The problems remarked above are not limited to the BGA packages but are encountered by semiconductor devices of flip chip structures possessed of solder bumps as input and output terminals and surface-mounted products similarly using plural semiconductor devices in the form of modules. The connection of the input and the output terminal of a semiconductor device to a package or a printed circuit has been heretofore implemented predominantly by the wire bonding as already described above. This connection is becoming increasingly difficult because the capillary of wire bonding increases in proportion as the pad pitches of the semiconductor devices decrease. Further, the resultant addition to the length of connection augments the inductance to the extent of intolerably degrading the electrical characteristics. As a means to decrease this unduly large inductance, the use of bumps in packaging a semiconductor device has a bright prospect. This approach, however, incurs the same problem as the BGA package made of a ceramic material on account of a large difference in thermal expansion between the semiconductor device and a printed circuit.

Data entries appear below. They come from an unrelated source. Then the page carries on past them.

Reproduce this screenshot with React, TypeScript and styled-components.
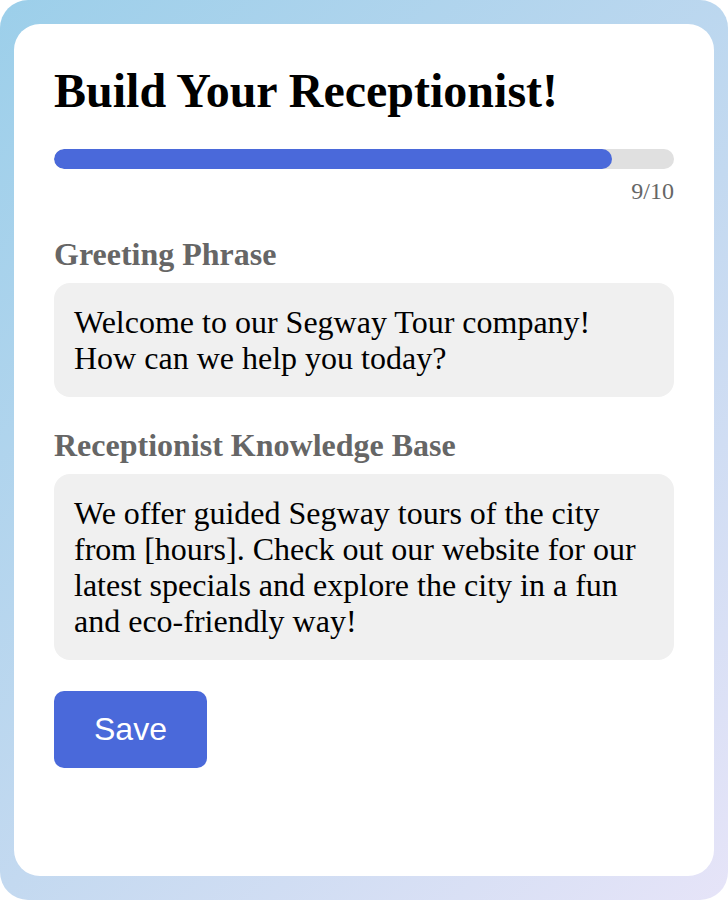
import React from 'react'
import styled, { createGlobalStyle } from 'styled-components'

const GlobalStyle = createGlobalStyle`
  html, body {
    margin: 0;
    padding: 0;
    background: #ffffff;
  }
  * {
    box-sizing: border-box;
  }
`

const STEP = 9
const TOTAL = 10

const fields = [
  {
    label: 'Greeting Phrase',
    text: 'Welcome to our Segway Tour company!\nHow can we help you today?',
  },
  {
    label: 'Receptionist Knowledge Base',
    text: 'We offer guided Segway tours of the city from [hours]. Check out our website for our latest specials and explore the city in a fun and eco-friendly way!',
  },
]

const App = () => {
  return (
    <>
      <GlobalStyle />
      <Page>
        <Card>
          <Title>Build Your Receptionist!</Title>

          <Track>
            <Fill style={{ width: `${(STEP / TOTAL) * 100}%` }} />
          </Track>
          <Counter>{STEP}/{TOTAL}</Counter>

          {fields.map((f) => (
            <Field key={f.label}>
              <Label>{f.label}</Label>
              <TextBox>{f.text}</TextBox>
            </Field>
          ))}

          <SaveButton type='button'>Save</SaveButton>
        </Card>
      </Page>
    </>
  )
}

const Page = styled('div')`
  height: 900px;
  padding: 24px 14px;
  border-radius: 28px;
  background: linear-gradient(135deg, #9ccfea 0%, #c3d9f0 55%, #e6e4f8 100%);
  display: flex;
  flex-direction: column;
`

const Card = styled('div')`
  flex: 1;
  background: #ffffff;
  border-radius: 26px;
  padding: 39px 40px;
  display: flex;
  flex-direction: column;
  align-items: stretch;
  font-family: 'Liberation Serif', 'Times New Roman', serif;
`

const Title = styled('h1')`
  margin: 0 0 31px;
  font-size: 48px;
  font-weight: 700;
  color: #000000;
  line-height: normal;
`

const Track = styled('div')`
  height: 19.5px;
  border-radius: 10px;
  background: #e0e0e0;
  overflow: hidden;
`

const Fill = styled('div')`
  height: 100%;
  border-radius: 10px;
  background: #4a69da;
`

const Counter = styled('div')`
  margin-top: 9.5px;
  text-align: right;
  font-size: 24px;
  color: #666666;
`

const Field = styled('div')`
  margin-top: 30.5px;
  display: flex;
  flex-direction: column;
  gap: 10px;
`

const Label = styled('label')`
  font-size: 32px;
  font-weight: 700;
  color: #666666;
`

const TextBox = styled('div')`
  background: #f0f0f0;
  border-radius: 16px;
  padding: 21px 20px;
  font-size: 32px;
  color: #000000;
  line-height: 36px;
  white-space: pre-line;
`

const SaveButton = styled('button')`
  align-self: flex-start;
  margin-top: 31px;
  padding: 20px 40px;
  border: none;
  border-radius: 10px;
  background: #4a69da;
  color: #ffffff;
  font-family: 'Liberation Sans', Arial, sans-serif;
  font-size: 32px;
  line-height: normal;
  cursor: pointer;
`

export default App
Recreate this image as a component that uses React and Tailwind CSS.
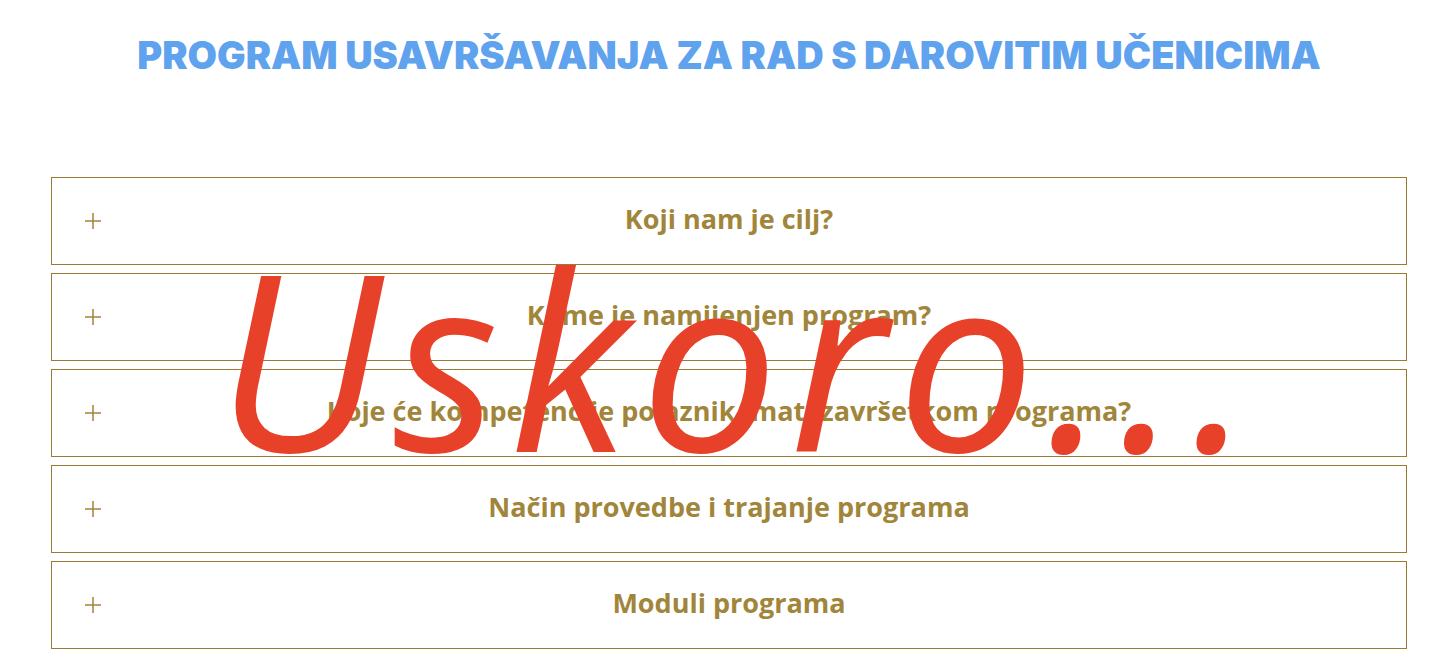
import React from "react";

const items = [
  "Koji nam je cilj?",
  "Kome je namijenjen program?",
  "Koje će kompetencije polaznik imati završetkom programa?",
  "Način provedbe i trajanje programa",
  "Moduli programa",
];

function Plus() {
  return (
    <svg width="18" height="18" viewBox="0 0 18 18" className="shrink-0">
      <path d="M9 1v16M1 9h16" stroke="#a0853a" strokeWidth="1.5" fill="none" />
    </svg>
  );
}

export default function App() {
  return (
    <div className="relative w-[1436px] h-[670px] bg-white overflow-hidden pl-[51px] pr-[29px]">
      <h1
        className="pt-[32px] text-center text-[38px] leading-[46px] font-black text-[#5fa2ee]"
        style={{ fontFamily: "Inter, 'Liberation Sans', sans-serif" }}
      >
        PROGRAM USAVRŠAVANJA ZA RAD S DAROVITIM UČENICIMA
      </h1>
      <div className="mt-[99px] flex flex-col gap-[8px]">
        {items.map((t) => (
          <div
            key={t}
            className="h-[88px] border border-[#9a7a35] flex items-center pl-[32px] pr-[50px]"
          >
            <Plus />
            <div
              className="flex-1 text-center text-[27px] font-bold text-[#a0853a] pb-[4px]"
              style={{ fontFamily: "'Open Sans', 'Liberation Sans', sans-serif" }}
            >
              {t}
            </div>
          </div>
        ))}
      </div>
      <div
        className="absolute left-[216px] top-[235px] text-[#e8412a] italic text-[245px] leading-[245px] font-medium tracking-[11px]"
        style={{ fontFamily: "'Open Sans', 'Liberation Sans', sans-serif" }}
      >
        Uskoro...
      </div>
    </div>
  );
}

In the electronic components which are possessed of connecting projections (bumps) as input and output terminals for the conventional BGA packages made of ceramic materials and the semiconductor elements of flip chip structures, when they succumb to the thermal hysteresis due to a change in the ambient temperature at the step of reflow soldering during the packaging of such an electronic component as on a printed circuit or during the course of actual use of the electronic component, the difference in thermal expansion between the ceramic package or semiconductor and the printed circuit gives rise to stress or strain in the connecting parts with solder bumps. The stress or strain brings about the problem of causing the connected parts to sustain fracture due to thermal fatigue, inflicting a fracture by stress on the ceramic package or semiconductor element itself, and degrading the reliability of connection.